Dataset section:
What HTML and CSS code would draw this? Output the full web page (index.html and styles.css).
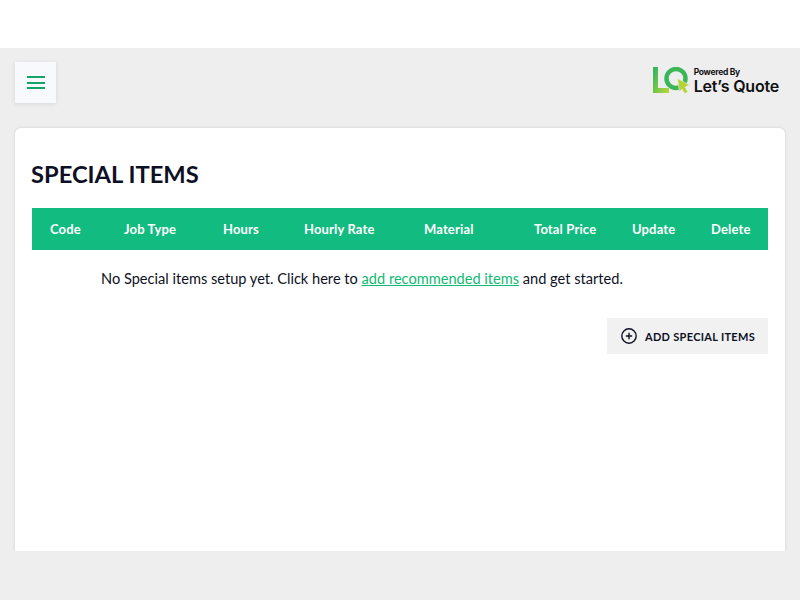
FILE: index.html
```html
<!DOCTYPE html>
<html lang="en">
<head>
    <meta charset="UTF-8">
    <meta name="viewport" content="width=device-width, initial-scale=1.0">
    <title>Special Items</title>
    <link rel="stylesheet" href="styles.css">
</head>
<body>
    <div class="top-strip"></div>
    <main class="page">
        <header class="toolbar">
            <button class="menu-btn" aria-label="Menu">
                <span></span><span></span><span></span>
            </button>
            <div class="brand">
                <svg class="brand-mark" width="37" height="27" viewBox="0 0 37 27">
                    <defs>
                        <linearGradient id="lqGrad" x1="0" y1="0" x2="1" y2="1">
                            <stop offset="0" stop-color="#35b65a"/>
                            <stop offset="1" stop-color="#b5d63a"/>
                        </linearGradient>
                    </defs>
                    <polyline points="2.5,0 2.5,23.5 16,23.5" fill="none" stroke="url(#lqGrad)" stroke-width="5"/>
                    <circle cx="23" cy="11.5" r="9.5" fill="none" stroke="#3bb75a" stroke-width="4.5"/>
                    <polygon points="24.5,11.5 36.5,18 32,20 35,25 31.5,26.5 29,22 26.5,25" fill="#b5d334" stroke="#eeeeee" stroke-width="0.6"/>
                </svg>
                <div class="brand-text">
                    <span class="brand-small">Powered By</span>
                    <span class="brand-name">Let’s Quote</span>
                </div>
            </div>
        </header>
        <section class="card">
            <h1>SPECIAL ITEMS</h1>
            <table>
                <thead>
                    <tr>
                        <th>Code</th>
                        <th>Job Type</th>
                        <th>Hours</th>
                        <th>Hourly Rate</th>
                        <th>Material</th>
                        <th>Total Price</th>
                        <th>Update</th>
                        <th>Delete</th>
                    </tr>
                </thead>
            </table>
            <p class="empty">No Special items setup yet. Click here to <a href="#">add recommended items</a> and get started.</p>
            <div class="actions">
                <button class="add-btn">
                    <svg width="16" height="16" viewBox="0 0 16 16" fill="none" stroke="#0d1024" stroke-width="1.4">
                        <circle cx="8" cy="8" r="7.2"/>
                        <path d="M8 4.8v6.4M4.8 8h6.4"/>
                    </svg>
                    ADD SPECIAL ITEMS
                </button>
            </div>
        </section>
    </main>
</body>
</html>
```

FILE: styles.css
```css
html, body {
    height: 100%;
}
body {
    margin: 0;
    background-color: #eeeeee;
    font-family: Lato, Arial, sans-serif;
    color: #0d1024;
    overflow: hidden;
}
.top-strip {
    height: 48px;
    background: #fff;
}
.page {
    padding: 14px 15px 0;
}
.toolbar {
    display: flex;
    justify-content: space-between;
    align-items: flex-start;
    height: 66px;
}
.menu-btn {
    width: 41px;
    height: 41px;
    padding: 0;
    border: none;
    background: #f8f9fc;
    box-shadow: 0 1px 4px rgba(0, 0, 0, 0.1);
    display: flex;
    flex-direction: column;
    align-items: center;
    justify-content: center;
    gap: 3.5px;
}
.menu-btn span {
    display: block;
    width: 18px;
    height: 2px;
    background: #14a468;
}
.brand {
    display: flex;
    align-items: center;
    gap: 4px;
    margin: 5px 6px 0 0;
}
.brand-text {
    display: flex;
    flex-direction: column;
    font-family: Inter, Arial, sans-serif;
    color: #111;
}
.brand-small {
    font-size: 8.5px;
    font-weight: 700;
    line-height: 11px;
    letter-spacing: -0.3px;
}
.brand-name {
    font-size: 16px;
    font-weight: 600;
    line-height: 16px;
    letter-spacing: -0.2px;
}
.card {
    height: 423px;
    box-sizing: border-box;
    padding: 31px 17px 0 16px;
    background: #fff;
    border-radius: 6px 6px 0 0;
    box-shadow: 0 0 3px rgba(0, 0, 0, 0.15);
    clip-path: inset(-4px -4px 0 -4px);
}
h1 {
    margin: 0 0 19px 0;
    font-size: 23.7px;
    line-height: 30px;
    font-weight: 700;
}
table {
    width: 736px;
    margin-left: 1px;
    border-collapse: collapse;
    table-layout: fixed;
}
th {
    box-sizing: border-box;
    height: 42px;
    padding: 0 0 0 18px;
    background: #12bb80;
    color: #fff;
    font-size: 13px;
    font-weight: 700;
    text-align: left;
    letter-spacing: 0.15px;
}
th:nth-child(1) { width: 74px; }
th:nth-child(2) { width: 99px; }
th:nth-child(3) { width: 81px; }
th:nth-child(4) { width: 120px; }
th:nth-child(5) { width: 110px; }
th:nth-child(6) { width: 98px; }
th:nth-child(7) { width: 79px; }
.empty {
    margin: 19px 0 0 70px;
    font-size: 14.6px;
    line-height: 20px;
}
.empty a {
    color: #0fba72;
}
.actions {
    display: flex;
    justify-content: flex-end;
    margin-top: 29px;
}
.add-btn {
    display: flex;
    align-items: center;
    gap: 8px;
    width: 161px;
    height: 36px;
    padding: 0 0 0 14px;
    border: none;
    background: #f1f1f2;
    color: #0d1024;
    font-family: inherit;
    font-size: 11px;
    font-weight: 700;
    letter-spacing: 0.3px;
}
```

Written instruction:
Reproduce every line of the listing above in which the string "index" appears.

Exercise result:
What HTML and CSS code would draw this? Output the full web page (index.html and styles.css).
FILE: index.html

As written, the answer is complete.